Omit the pictures and return every entry exactly as written.

[start of Exercise data]

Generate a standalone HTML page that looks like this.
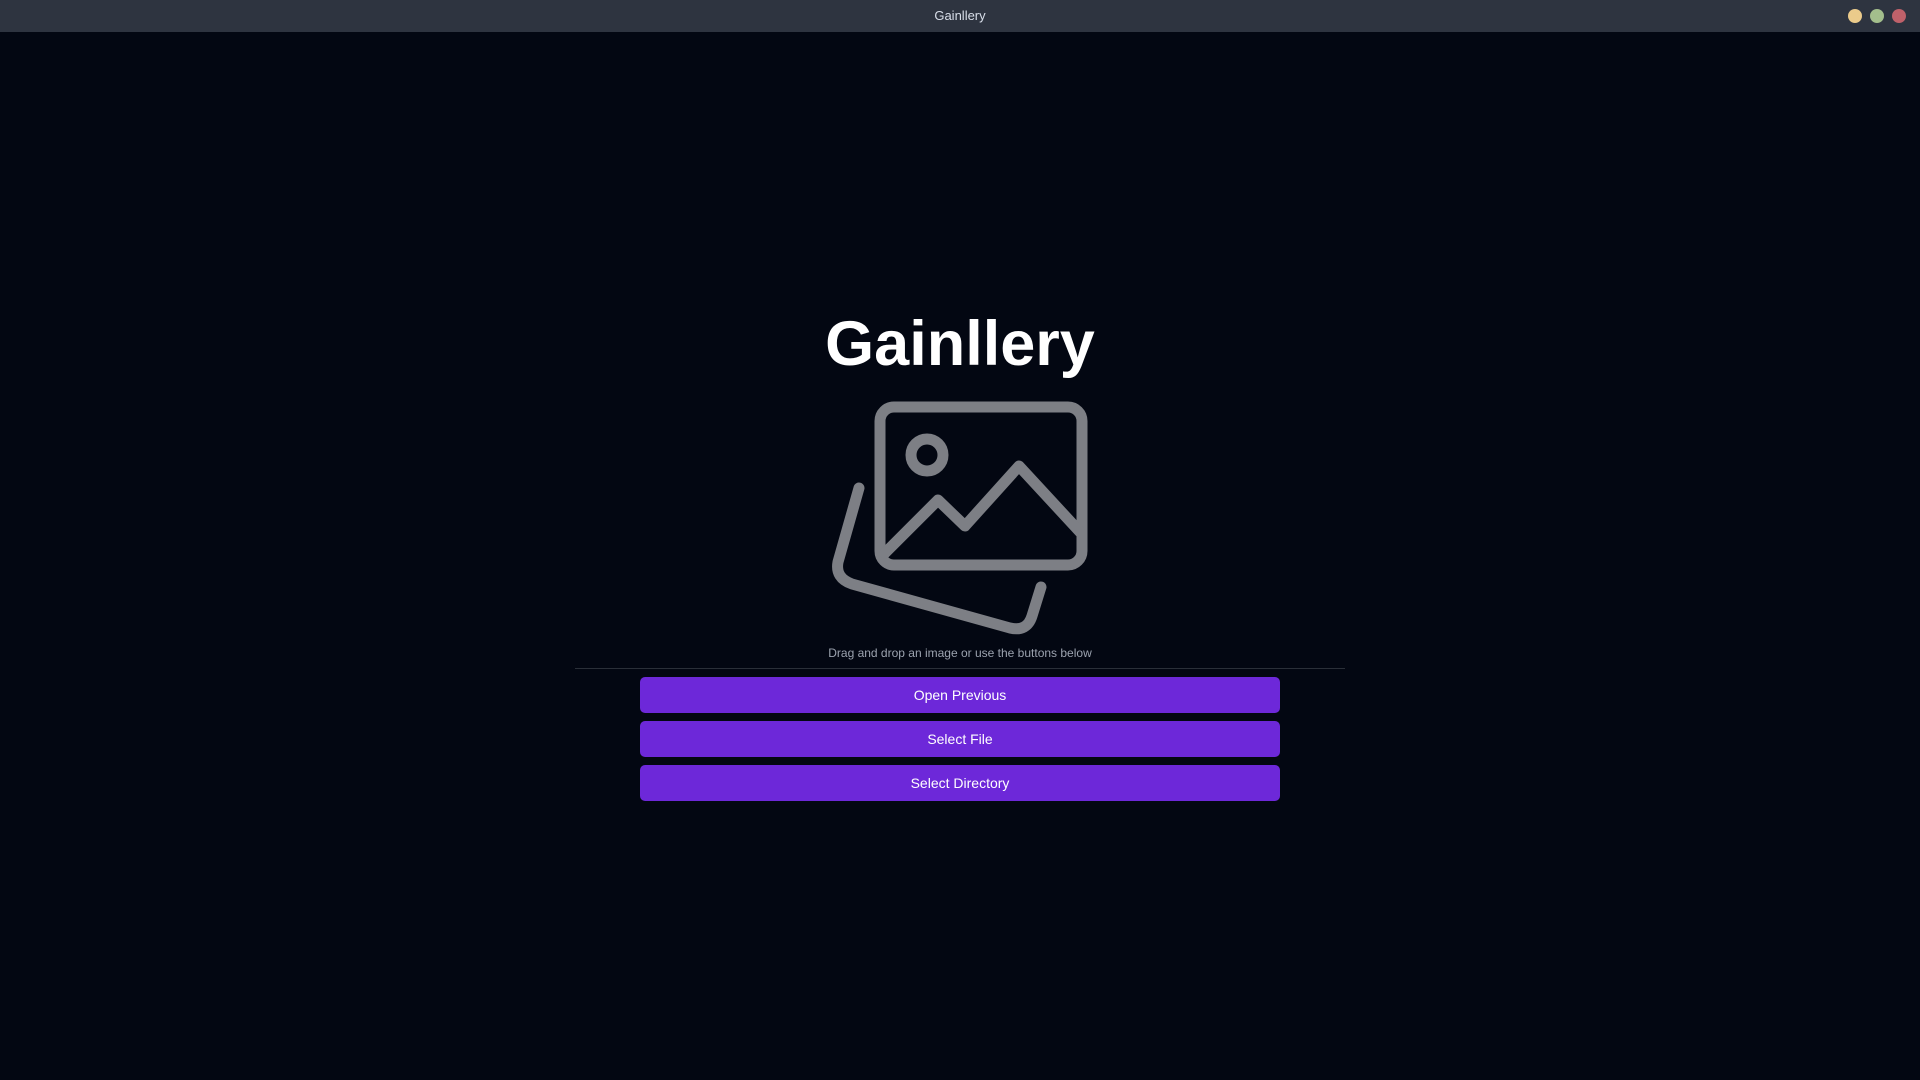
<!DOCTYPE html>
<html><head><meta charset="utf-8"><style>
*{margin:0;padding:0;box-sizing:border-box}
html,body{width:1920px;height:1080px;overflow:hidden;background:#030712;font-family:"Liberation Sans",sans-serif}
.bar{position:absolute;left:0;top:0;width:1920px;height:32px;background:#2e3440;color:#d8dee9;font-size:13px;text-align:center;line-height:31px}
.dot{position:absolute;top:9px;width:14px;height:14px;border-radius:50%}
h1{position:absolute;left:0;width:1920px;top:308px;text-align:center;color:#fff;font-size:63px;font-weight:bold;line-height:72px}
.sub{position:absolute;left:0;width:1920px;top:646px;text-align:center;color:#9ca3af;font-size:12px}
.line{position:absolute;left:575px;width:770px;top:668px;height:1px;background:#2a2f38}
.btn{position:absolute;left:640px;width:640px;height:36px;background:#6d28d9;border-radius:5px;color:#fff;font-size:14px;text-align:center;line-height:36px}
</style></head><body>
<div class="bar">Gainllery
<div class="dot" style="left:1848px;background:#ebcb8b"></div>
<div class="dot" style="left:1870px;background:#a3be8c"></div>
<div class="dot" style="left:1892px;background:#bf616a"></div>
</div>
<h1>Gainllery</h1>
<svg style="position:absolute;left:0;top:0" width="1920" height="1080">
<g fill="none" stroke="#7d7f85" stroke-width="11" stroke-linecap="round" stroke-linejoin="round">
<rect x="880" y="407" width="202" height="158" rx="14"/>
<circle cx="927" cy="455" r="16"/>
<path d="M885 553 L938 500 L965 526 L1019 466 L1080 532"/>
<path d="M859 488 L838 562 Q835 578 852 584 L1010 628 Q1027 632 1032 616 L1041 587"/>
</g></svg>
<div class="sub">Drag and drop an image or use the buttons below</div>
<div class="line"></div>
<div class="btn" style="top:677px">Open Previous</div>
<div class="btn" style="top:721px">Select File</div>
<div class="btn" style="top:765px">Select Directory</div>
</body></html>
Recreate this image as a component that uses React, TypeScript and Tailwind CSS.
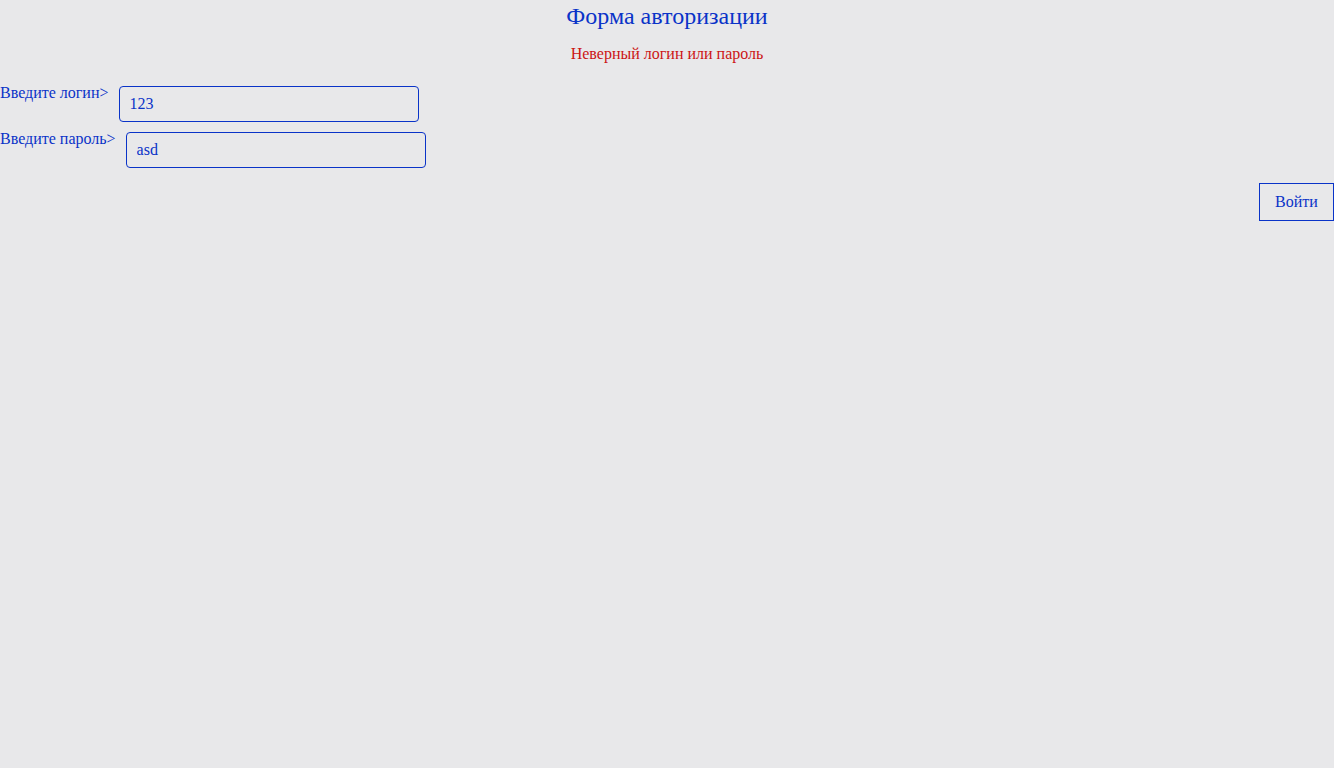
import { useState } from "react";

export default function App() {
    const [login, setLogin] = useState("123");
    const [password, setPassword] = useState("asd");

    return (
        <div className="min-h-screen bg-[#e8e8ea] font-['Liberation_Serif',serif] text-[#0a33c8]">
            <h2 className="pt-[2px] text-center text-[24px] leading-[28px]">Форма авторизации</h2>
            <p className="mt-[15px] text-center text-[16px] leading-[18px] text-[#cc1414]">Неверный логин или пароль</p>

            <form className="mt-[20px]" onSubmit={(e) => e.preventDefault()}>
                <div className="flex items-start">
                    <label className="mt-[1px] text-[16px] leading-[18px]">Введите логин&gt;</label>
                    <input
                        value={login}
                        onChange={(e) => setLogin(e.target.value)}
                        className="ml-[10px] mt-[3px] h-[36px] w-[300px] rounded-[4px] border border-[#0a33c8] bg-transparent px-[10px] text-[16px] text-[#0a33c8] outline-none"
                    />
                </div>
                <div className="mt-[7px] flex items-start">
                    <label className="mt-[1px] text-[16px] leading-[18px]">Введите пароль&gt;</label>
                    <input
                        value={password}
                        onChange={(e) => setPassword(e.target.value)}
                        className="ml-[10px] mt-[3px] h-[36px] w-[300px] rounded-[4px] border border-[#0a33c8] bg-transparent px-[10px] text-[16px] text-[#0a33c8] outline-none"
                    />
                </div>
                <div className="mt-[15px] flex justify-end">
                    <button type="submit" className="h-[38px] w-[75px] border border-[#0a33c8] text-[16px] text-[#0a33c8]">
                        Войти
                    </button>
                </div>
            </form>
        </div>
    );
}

[end of Exercise data]

__Answer below__:
Generate a standalone HTML page that looks like this.
<!DOCTYPE html>
<html><head><meta charset="utf-8"><style>
*{margin:0;padding:0;box-sizing:border-box}
html,body{width:1920px;height:1080px;overflow:hidden;background:#030712;font-family:"Liberation Sans",sans-serif}
.bar{position:absolute;left:0;top:0;width:1920px;height:32px;background:#2e3440;color:#d8dee9;font-size:13px;text-align:center;line-height:31px}
.dot{position:absolute;top:9px;width:14px;height:14px;border-radius:50%}
h1{position:absolute;left:0;width:1920px;top:308px;text-align:center;color:#fff;font-size:63px;font-weight:bold;line-height:72px}
.sub{position:absolute;left:0;width:1920px;top:646px;text-align:center;color:#9ca3af;font-size:12px}
.line{position:absolute;left:575px;width:770px;top:668px;height:1px;background:#2a2f38}
.btn{position:absolute;left:640px;width:640px;height:36px;background:#6d28d9;border-radius:5px;color:#fff;font-size:14px;text-align:center;line-height:36px}
</style></head><body>
<div class="bar">Gainllery
<div class="dot" style="left:1848px;background:#ebcb8b"></div>
<div class="dot" style="left:1870px;background:#a3be8c"></div>
<div class="dot" style="left:1892px;background:#bf616a"></div>
</div>
<h1>Gainllery</h1>
<svg style="position:absolute;left:0;top:0" width="1920" height="1080">
<g fill="none" stroke="#7d7f85" stroke-width="11" stroke-linecap="round" stroke-linejoin="round">
<rect x="880" y="407" width="202" height="158" rx="14"/>
<circle cx="927" cy="455" r="16"/>
<path d="M885 553 L938 500 L965 526 L1019 466 L1080 532"/>
<path d="M859 488 L838 562 Q835 578 852 584 L1010 628 Q1027 632 1032 616 L1041 587"/>
</g></svg>
<div class="sub">Drag and drop an image or use the buttons below</div>
<div class="line"></div>
<div class="btn" style="top:677px">Open Previous</div>
<div class="btn" style="top:721px">Select File</div>
<div class="btn" style="top:765px">Select Directory</div>
</body></html>
Recreate this image as a component that uses React, TypeScript and Tailwind CSS.
import { useState } from "react";

export default function App() {
    const [login, setLogin] = useState("123");
    const [password, setPassword] = useState("asd");

    return (
        <div className="min-h-screen bg-[#e8e8ea] font-['Liberation_Serif',serif] text-[#0a33c8]">
            <h2 className="pt-[2px] text-center text-[24px] leading-[28px]">Форма авторизации</h2>
            <p className="mt-[15px] text-center text-[16px] leading-[18px] text-[#cc1414]">Неверный логин или пароль</p>

            <form className="mt-[20px]" onSubmit={(e) => e.preventDefault()}>
                <div className="flex items-start">
                    <label className="mt-[1px] text-[16px] leading-[18px]">Введите логин&gt;</label>
                    <input
                        value={login}
                        onChange={(e) => setLogin(e.target.value)}
                        className="ml-[10px] mt-[3px] h-[36px] w-[300px] rounded-[4px] border border-[#0a33c8] bg-transparent px-[10px] text-[16px] text-[#0a33c8] outline-none"
                    />
                </div>
                <div className="mt-[7px] flex items-start">
                    <label className="mt-[1px] text-[16px] leading-[18px]">Введите пароль&gt;</label>
                    <input
                        value={password}
                        onChange={(e) => setPassword(e.target.value)}
                        className="ml-[10px] mt-[3px] h-[36px] w-[300px] rounded-[4px] border border-[#0a33c8] bg-transparent px-[10px] text-[16px] text-[#0a33c8] outline-none"
                    />
                </div>
                <div className="mt-[15px] flex justify-end">
                    <button type="submit" className="h-[38px] w-[75px] border border-[#0a33c8] text-[16px] text-[#0a33c8]">
                        Войти
                    </button>
                </div>
            </form>
        </div>
    );
}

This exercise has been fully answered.